On the way back to Casa Kaulins from the Yanqiao Metro Station, Tony & I passed through the Hui Shan Central Park. Tony was disappointed to see that the slides and climbing fixtures had been taken away. I thought the fifty foot tall climbing fixture was remarkable because it certainly could not have been erected in the safety-facist West.
With no fixtures, I was able to get Tony to walk up a hill and look at the scenery. While there, I thought it remarkable to see this woman wearing a short dress, black pantyhose and high heel platform dress shoes picking flowers from a bush. She had put the flowers in her hair, and her daughter's as well.

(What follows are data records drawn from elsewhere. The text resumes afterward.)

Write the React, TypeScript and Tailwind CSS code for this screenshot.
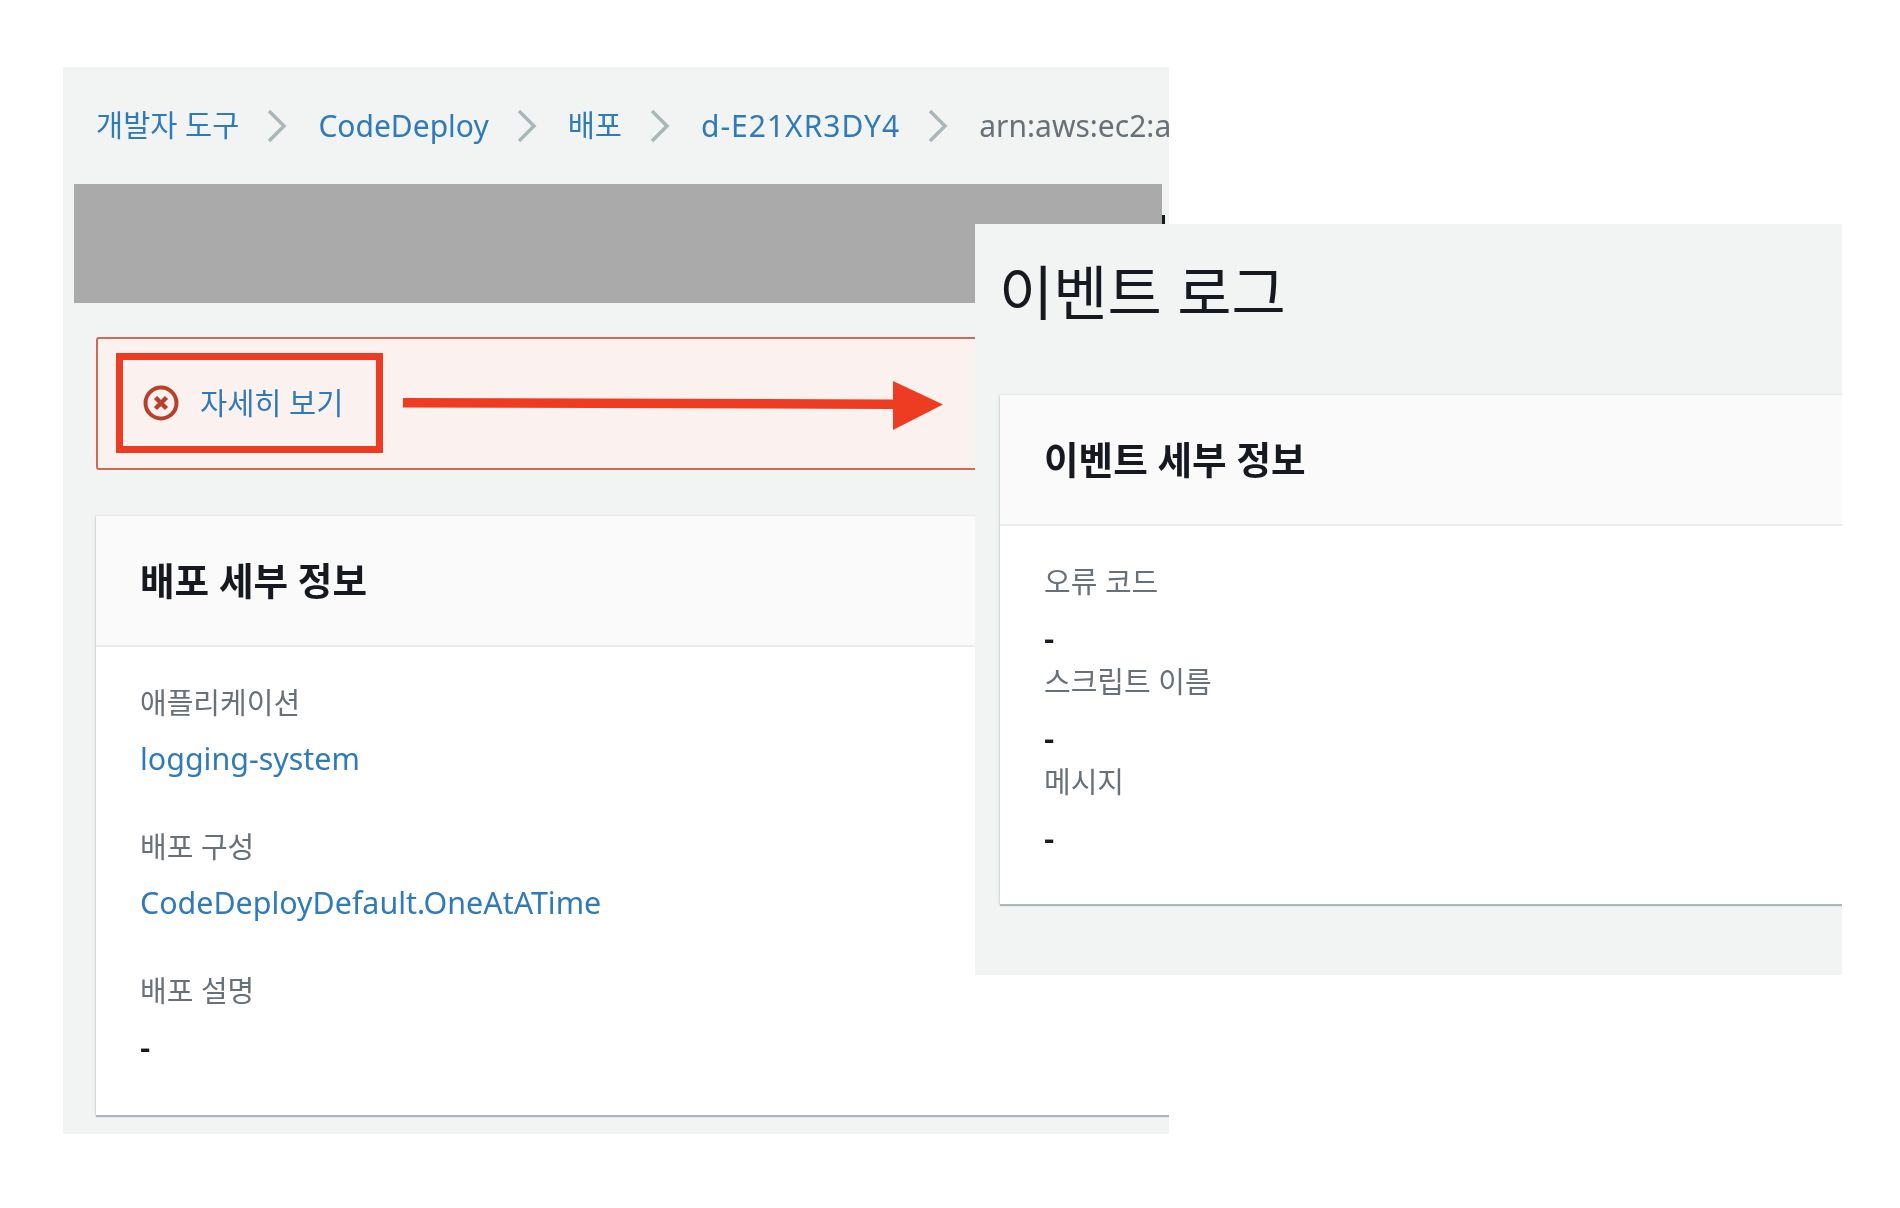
const font = 'font-["Noto_Sans","Noto_Sans_CJK_KR",sans-serif]'

function Chevron() {
  return (
    <svg width="20" height="34" viewBox="0 0 20 34" fill="none" className="shrink-0 mr-[3px]">
      <path d="M2 2l15 15L2 32" stroke="#aab7b8" strokeWidth="3.5" />
    </svg>
  )
}

function ErrorIcon() {
  return (
    <svg width="36" height="36" viewBox="0 0 36 36" fill="none" className="shrink-0">
      <circle cx="18" cy="18" r="15.500" stroke="#b8402a" strokeWidth="4" />
      <path d="M12.500 12.500l11 11M23.500 12.500l-11 11" stroke="#b8402a" strokeWidth="4.500" />
    </svg>
  )
}

function Breadcrumb() {
  return (
    <nav className="h-[117px] pl-[33px] flex items-center gap-[28px] text-[30px] text-[#2f7ab8] whitespace-nowrap blur-[0.5px]">
      <span className="text-[29.5px]">개발자 도구</span>
      <Chevron />
      <span>CodeDeploy</span>
      <Chevron />
      <span className="text-[29.5px]">배포</span>
      <Chevron />
      <span className="tracking-[1px]">d-E21XR3DY4</span>
      <Chevron />
      <span className="text-[#687078]">arn:aws:ec2:ap-northeast-2</span>
    </nav>
  )
}

function Field({ label, value, link, className }: { label: string; value: string; link?: boolean; className?: string }) {
  return (
    <div className={`blur-[0.4px] ${className ?? ''}`}>
      <div className="text-[29px] leading-[40px] text-[#687078]">{label}</div>
      <div className={`mt-[16px] leading-[40px] ${link ? 'text-[30.400px] text-[#2f7ab8]' : 'text-[32px] font-semibold text-[#16191f]'}`}>{value}</div>
    </div>
  )
}

function CardHeader({ title }: { title: string }) {
  return (
    <div className="h-[131px] pt-[2px] px-[44px] flex items-center bg-[#fafafa] border-b-2 border-[#eaeded] text-[37.600px] font-bold text-[#16191f]">
      <span className="blur-[0.4px]">{title}</span>
    </div>
  )
}

export default function App() {
  return (
    <div className={`relative w-[1900px] h-[1208px] bg-white overflow-hidden pt-[67px] pl-[63px] ${font}`}>
      <div className="w-[1106px] h-[1067px] bg-[#f2f3f3] overflow-hidden">
        <Breadcrumb />
        <div className="ml-[11px] w-[1088px] h-[119px] bg-[#aaaaaa]" />

        <div className="mt-[34px] ml-[33px] w-[1200px] h-[133px] pl-[18px] pt-[14px] rounded-l-[3px] border-2 border-[#cf6a58] bg-[#fbf2f0]">
          <div className="w-[267px] h-[100px] border-[7px] border-[#ed3c22] pl-[20px] flex items-center gap-[21px] text-[29.500px] text-[#2f7ab8] whitespace-nowrap">
            <ErrorIcon />
            <span className="blur-[0.5px]">자세히 보기</span>
          </div>
        </div>

        <div className="mt-[46px] ml-[33px] w-[1200px] h-[599px] bg-white shadow-[0_2px_1px_#aab7b8,-1px_0_2px_#d5dbdb]">
          <CardHeader title="배포 세부 정보" />
          <div className="px-[44px] pt-[36px]">
            <Field label="애플리케이션" value="logging-system" link />
            <Field label="배포 구성" value="CodeDeployDefault.OneAtATime" link className="mt-[48px]" />
            <Field label="배포 설명" value="-" className="mt-[48px]" />
          </div>
        </div>
      </div>

      {/* black tick left at the edge of the redacted band */}
      <div className="absolute left-[1162px] top-[215px] w-[3px] h-[12px] bg-[#16191f]" />

      {/* pasted event log panel */}
      <div className="absolute left-[975px] top-[224px] w-[867px] h-[751px] bg-[#f2f3f3] overflow-hidden">
        <h1 className="ml-[24px] h-[171px] pb-[34px] flex items-center text-[59px] text-[#16191f]">
          <span className="blur-[0.4px]">이벤트 로그</span>
        </h1>
        <div className="ml-[25px] w-[900px] h-[509px] bg-white shadow-[0_2px_1px_#aab7b8,-1px_0_2px_#d5dbdb]">
          <CardHeader title="이벤트 세부 정보" />
          <div className="px-[44px] pt-[36px]">
            <Field label="오류 코드" value="-" />
            <Field label="스크립트 이름" value="-" className="mt-[4px]" />
            <Field label="메시지" value="-" className="mt-[4px]" />
          </div>
        </div>
      </div>

      {/* annotation arrow */}
      <svg className="absolute left-[403px] top-[379px]" width="542" height="54" viewBox="0 0 542 54">
        <path d="M0 19L491 20.500V30L0 28.500Z" fill="#ed3c22" />
        <path d="M490 2L540 25.500L490 51Z" fill="#ed3c22" />
      </svg>
    </div>
  )
}
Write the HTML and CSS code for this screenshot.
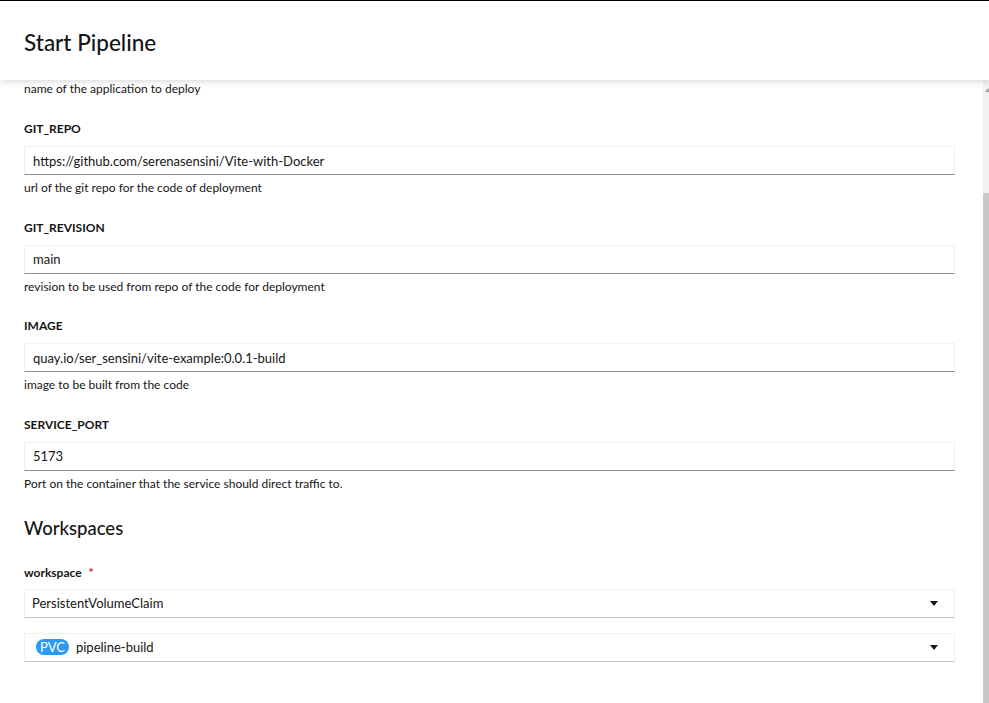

I rode the 25 bus on the second last day of March. It was wonderful to see poor people. The rich people in Wuxi are boring in the way that people with newly acquired wealth always are. The better off in Wuxi look like Westerners and are not in the least exotic. The poorer ones on the other hand seem closer to being what I imagine authentic Chinese to look like.
On the second last evening of March I booked my flight tickets for my trip in Canada. (Jenny had booked the tickets to Canada last month). We will spend about three nights in Vancouver: enough time for me to get my driver's license renewed and for us to get Tony's Visa so he can get back to China.
The high temperature on the last day of March in Wuxi? 27 degrees Celsius. Too hot already!